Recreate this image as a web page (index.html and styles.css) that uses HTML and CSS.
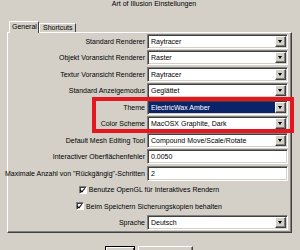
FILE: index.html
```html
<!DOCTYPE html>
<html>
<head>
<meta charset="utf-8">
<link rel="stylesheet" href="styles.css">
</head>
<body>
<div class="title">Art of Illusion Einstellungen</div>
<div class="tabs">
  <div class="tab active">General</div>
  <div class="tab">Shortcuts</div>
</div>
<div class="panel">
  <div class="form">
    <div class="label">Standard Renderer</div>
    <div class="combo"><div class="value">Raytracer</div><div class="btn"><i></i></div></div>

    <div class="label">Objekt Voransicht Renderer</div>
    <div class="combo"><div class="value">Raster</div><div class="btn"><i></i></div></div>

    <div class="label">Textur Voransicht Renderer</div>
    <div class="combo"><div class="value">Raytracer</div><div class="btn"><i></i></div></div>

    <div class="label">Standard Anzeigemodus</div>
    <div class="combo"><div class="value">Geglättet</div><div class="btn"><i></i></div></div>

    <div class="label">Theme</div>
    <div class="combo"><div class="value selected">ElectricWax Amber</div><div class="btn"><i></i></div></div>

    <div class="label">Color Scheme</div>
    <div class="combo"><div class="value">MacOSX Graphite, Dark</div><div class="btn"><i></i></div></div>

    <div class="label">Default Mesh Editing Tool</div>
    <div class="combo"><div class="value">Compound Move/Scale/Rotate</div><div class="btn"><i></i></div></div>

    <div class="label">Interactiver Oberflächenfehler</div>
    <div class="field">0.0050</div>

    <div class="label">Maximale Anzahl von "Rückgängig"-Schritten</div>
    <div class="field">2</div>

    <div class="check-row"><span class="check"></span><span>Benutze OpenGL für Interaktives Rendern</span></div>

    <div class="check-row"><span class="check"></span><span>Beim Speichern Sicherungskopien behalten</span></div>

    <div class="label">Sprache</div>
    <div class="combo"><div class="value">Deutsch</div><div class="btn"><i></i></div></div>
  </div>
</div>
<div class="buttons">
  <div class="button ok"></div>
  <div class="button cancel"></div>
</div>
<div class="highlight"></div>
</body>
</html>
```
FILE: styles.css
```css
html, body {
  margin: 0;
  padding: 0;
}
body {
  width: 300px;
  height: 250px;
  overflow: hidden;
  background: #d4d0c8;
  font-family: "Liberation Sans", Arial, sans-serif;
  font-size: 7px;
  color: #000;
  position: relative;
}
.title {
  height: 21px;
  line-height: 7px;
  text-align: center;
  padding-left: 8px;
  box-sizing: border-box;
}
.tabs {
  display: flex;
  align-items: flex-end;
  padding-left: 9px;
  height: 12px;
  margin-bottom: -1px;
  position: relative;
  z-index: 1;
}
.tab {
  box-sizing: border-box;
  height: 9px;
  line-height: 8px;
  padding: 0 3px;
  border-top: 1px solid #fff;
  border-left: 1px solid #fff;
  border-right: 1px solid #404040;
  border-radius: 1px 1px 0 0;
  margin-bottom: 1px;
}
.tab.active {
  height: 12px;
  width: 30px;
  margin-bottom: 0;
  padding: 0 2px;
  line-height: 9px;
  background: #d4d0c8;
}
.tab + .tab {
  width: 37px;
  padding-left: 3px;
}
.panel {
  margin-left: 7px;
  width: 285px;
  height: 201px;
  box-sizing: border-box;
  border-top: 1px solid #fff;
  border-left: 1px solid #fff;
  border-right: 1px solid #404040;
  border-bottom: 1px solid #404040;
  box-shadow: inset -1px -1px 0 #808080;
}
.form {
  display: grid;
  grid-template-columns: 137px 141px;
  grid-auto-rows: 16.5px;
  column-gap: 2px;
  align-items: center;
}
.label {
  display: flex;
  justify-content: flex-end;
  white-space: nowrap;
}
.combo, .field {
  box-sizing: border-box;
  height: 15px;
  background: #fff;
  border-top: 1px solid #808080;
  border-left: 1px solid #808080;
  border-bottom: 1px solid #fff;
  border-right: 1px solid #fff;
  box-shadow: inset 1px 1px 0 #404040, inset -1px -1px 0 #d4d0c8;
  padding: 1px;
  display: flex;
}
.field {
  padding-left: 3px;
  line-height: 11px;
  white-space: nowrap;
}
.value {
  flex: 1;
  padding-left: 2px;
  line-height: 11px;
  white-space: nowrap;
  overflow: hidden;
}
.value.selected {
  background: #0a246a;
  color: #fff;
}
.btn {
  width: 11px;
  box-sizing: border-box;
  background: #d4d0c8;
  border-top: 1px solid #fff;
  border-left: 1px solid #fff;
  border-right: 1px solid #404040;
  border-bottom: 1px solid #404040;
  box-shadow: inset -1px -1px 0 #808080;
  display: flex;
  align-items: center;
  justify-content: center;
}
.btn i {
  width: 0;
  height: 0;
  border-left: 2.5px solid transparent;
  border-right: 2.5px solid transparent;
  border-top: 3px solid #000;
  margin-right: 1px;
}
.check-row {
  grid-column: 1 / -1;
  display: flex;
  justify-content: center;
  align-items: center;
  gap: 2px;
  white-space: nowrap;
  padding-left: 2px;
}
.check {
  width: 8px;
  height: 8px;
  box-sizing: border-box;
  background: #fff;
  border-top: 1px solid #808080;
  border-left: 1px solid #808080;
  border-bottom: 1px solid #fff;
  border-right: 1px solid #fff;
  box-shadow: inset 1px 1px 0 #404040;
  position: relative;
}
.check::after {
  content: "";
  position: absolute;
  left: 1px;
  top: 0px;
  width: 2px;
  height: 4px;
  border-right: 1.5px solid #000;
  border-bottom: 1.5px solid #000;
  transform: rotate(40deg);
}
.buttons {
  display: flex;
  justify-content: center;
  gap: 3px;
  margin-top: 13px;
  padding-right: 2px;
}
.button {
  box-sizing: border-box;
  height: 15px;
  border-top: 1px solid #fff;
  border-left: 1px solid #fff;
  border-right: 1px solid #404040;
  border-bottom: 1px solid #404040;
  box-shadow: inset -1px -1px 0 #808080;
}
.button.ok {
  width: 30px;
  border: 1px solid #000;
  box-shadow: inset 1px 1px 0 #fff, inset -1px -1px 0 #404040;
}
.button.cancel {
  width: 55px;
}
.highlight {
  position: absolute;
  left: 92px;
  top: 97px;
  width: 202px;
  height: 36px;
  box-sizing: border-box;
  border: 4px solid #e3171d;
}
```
###
◆ **What needs to be done**:
Give every line above again exactly, with no pictures.

◆ **Reply to the exercise**:
Recreate this image as a web page (index.html and styles.css) that uses HTML and CSS.
FILE: index.html
```html
<!DOCTYPE html>
<html>
<head>
<meta charset="utf-8">
<link rel="stylesheet" href="styles.css">
</head>
<body>
<div class="title">Art of Illusion Einstellungen</div>
<div class="tabs">
  <div class="tab active">General</div>
  <div class="tab">Shortcuts</div>
</div>
<div class="panel">
  <div class="form">
    <div class="label">Standard Renderer</div>
    <div class="combo"><div class="value">Raytracer</div><div class="btn"><i></i></div></div>

    <div class="label">Objekt Voransicht Renderer</div>
    <div class="combo"><div class="value">Raster</div><div class="btn"><i></i></div></div>

    <div class="label">Textur Voransicht Renderer</div>
    <div class="combo"><div class="value">Raytracer</div><div class="btn"><i></i></div></div>

    <div class="label">Standard Anzeigemodus</div>
    <div class="combo"><div class="value">Geglättet</div><div class="btn"><i></i></div></div>

    <div class="label">Theme</div>
    <div class="combo"><div class="value selected">ElectricWax Amber</div><div class="btn"><i></i></div></div>

    <div class="label">Color Scheme</div>
    <div class="combo"><div class="value">MacOSX Graphite, Dark</div><div class="btn"><i></i></div></div>

    <div class="label">Default Mesh Editing Tool</div>
    <div class="combo"><div class="value">Compound Move/Scale/Rotate</div><div class="btn"><i></i></div></div>

    <div class="label">Interactiver Oberflächenfehler</div>
    <div class="field">0.0050</div>

    <div class="label">Maximale Anzahl von "Rückgängig"-Schritten</div>
    <div class="field">2</div>

    <div class="check-row"><span class="check"></span><span>Benutze OpenGL für Interaktives Rendern</span></div>

    <div class="check-row"><span class="check"></span><span>Beim Speichern Sicherungskopien behalten</span></div>

    <div class="label">Sprache</div>
    <div class="combo"><div class="value">Deutsch</div><div class="btn"><i></i></div></div>
  </div>
</div>
<div class="buttons">
  <div class="button ok"></div>
  <div class="button cancel"></div>
</div>
<div class="highlight"></div>
</body>
</html>
```
FILE: styles.css
```css
html, body {
  margin: 0;
  padding: 0;
}
body {
  width: 300px;
  height: 250px;
  overflow: hidden;
  background: #d4d0c8;
  font-family: "Liberation Sans", Arial, sans-serif;
  font-size: 7px;
  color: #000;
  position: relative;
}
.title {
  height: 21px;
  line-height: 7px;
  text-align: center;
  padding-left: 8px;
  box-sizing: border-box;
}
.tabs {
  display: flex;
  align-items: flex-end;
  padding-left: 9px;
  height: 12px;
  margin-bottom: -1px;
  position: relative;
  z-index: 1;
}
.tab {
  box-sizing: border-box;
  height: 9px;
  line-height: 8px;
  padding: 0 3px;
  border-top: 1px solid #fff;
  border-left: 1px solid #fff;
  border-right: 1px solid #404040;
  border-radius: 1px 1px 0 0;
  margin-bottom: 1px;
}
.tab.active {
  height: 12px;
  width: 30px;
  margin-bottom: 0;
  padding: 0 2px;
  line-height: 9px;
  background: #d4d0c8;
}
.tab + .tab {
  width: 37px;
  padding-left: 3px;
}
.panel {
  margin-left: 7px;
  width: 285px;
  height: 201px;
  box-sizing: border-box;
  border-top: 1px solid #fff;
  border-left: 1px solid #fff;
  border-right: 1px solid #404040;
  border-bottom: 1px solid #404040;
  box-shadow: inset -1px -1px 0 #808080;
}
.form {
  display: grid;
  grid-template-columns: 137px 141px;
  grid-auto-rows: 16.5px;
  column-gap: 2px;
  align-items: center;
}
.label {
  display: flex;
  justify-content: flex-end;
  white-space: nowrap;
}
.combo, .field {
  box-sizing: border-box;
  height: 15px;
  background: #fff;
  border-top: 1px solid #808080;
  border-left: 1px solid #808080;
  border-bottom: 1px solid #fff;
  border-right: 1px solid #fff;
  box-shadow: inset 1px 1px 0 #404040, inset -1px -1px 0 #d4d0c8;
  padding: 1px;
  display: flex;
}
.field {
  padding-left: 3px;
  line-height: 11px;
  white-space: nowrap;
}
.value {
  flex: 1;
  padding-left: 2px;
  line-height: 11px;
  white-space: nowrap;
  overflow: hidden;
}
.value.selected {
  background: #0a246a;
  color: #fff;
}
.btn {
  width: 11px;
  box-sizing: border-box;
  background: #d4d0c8;
  border-top: 1px solid #fff;
  border-left: 1px solid #fff;
  border-right: 1px solid #404040;
  border-bottom: 1px solid #404040;
  box-shadow: inset -1px -1px 0 #808080;
  display: flex;
  align-items: center;
  justify-content: center;
}
.btn i {
  width: 0;
  height: 0;
  border-left: 2.5px solid transparent;
  border-right: 2.5px solid transparent;
  border-top: 3px solid #000;
  margin-right: 1px;
}
.check-row {
  grid-column: 1 / -1;
  display: flex;
  justify-content: center;
  align-items: center;
  gap: 2px;
  white-space: nowrap;
  padding-left: 2px;
}
.check {
  width: 8px;
  height: 8px;
  box-sizing: border-box;
  background: #fff;
  border-top: 1px solid #808080;
  border-left: 1px solid #808080;
  border-bottom: 1px solid #fff;
  border-right: 1px solid #fff;
  box-shadow: inset 1px 1px 0 #404040;
  position: relative;
}
.check::after {
  content: "";
  position: absolute;
  left: 1px;
  top: 0px;
  width: 2px;
  height: 4px;
  border-right: 1.5px solid #000;
  border-bottom: 1.5px solid #000;
  transform: rotate(40deg);
}
.buttons {
  display: flex;
  justify-content: center;
  gap: 3px;
  margin-top: 13px;
  padding-right: 2px;
}
.button {
  box-sizing: border-box;
  height: 15px;
  border-top: 1px solid #fff;
  border-left: 1px solid #fff;
  border-right: 1px solid #404040;
  border-bottom: 1px solid #404040;
  box-shadow: inset -1px -1px 0 #808080;
}
.button.ok {
  width: 30px;
  border: 1px solid #000;
  box-shadow: inset 1px 1px 0 #fff, inset -1px -1px 0 #404040;
}
.button.cancel {
  width: 55px;
}
.highlight {
  position: absolute;
  left: 92px;
  top: 97px;
  width: 202px;
  height: 36px;
  box-sizing: border-box;
  border: 4px solid #e3171d;
}
```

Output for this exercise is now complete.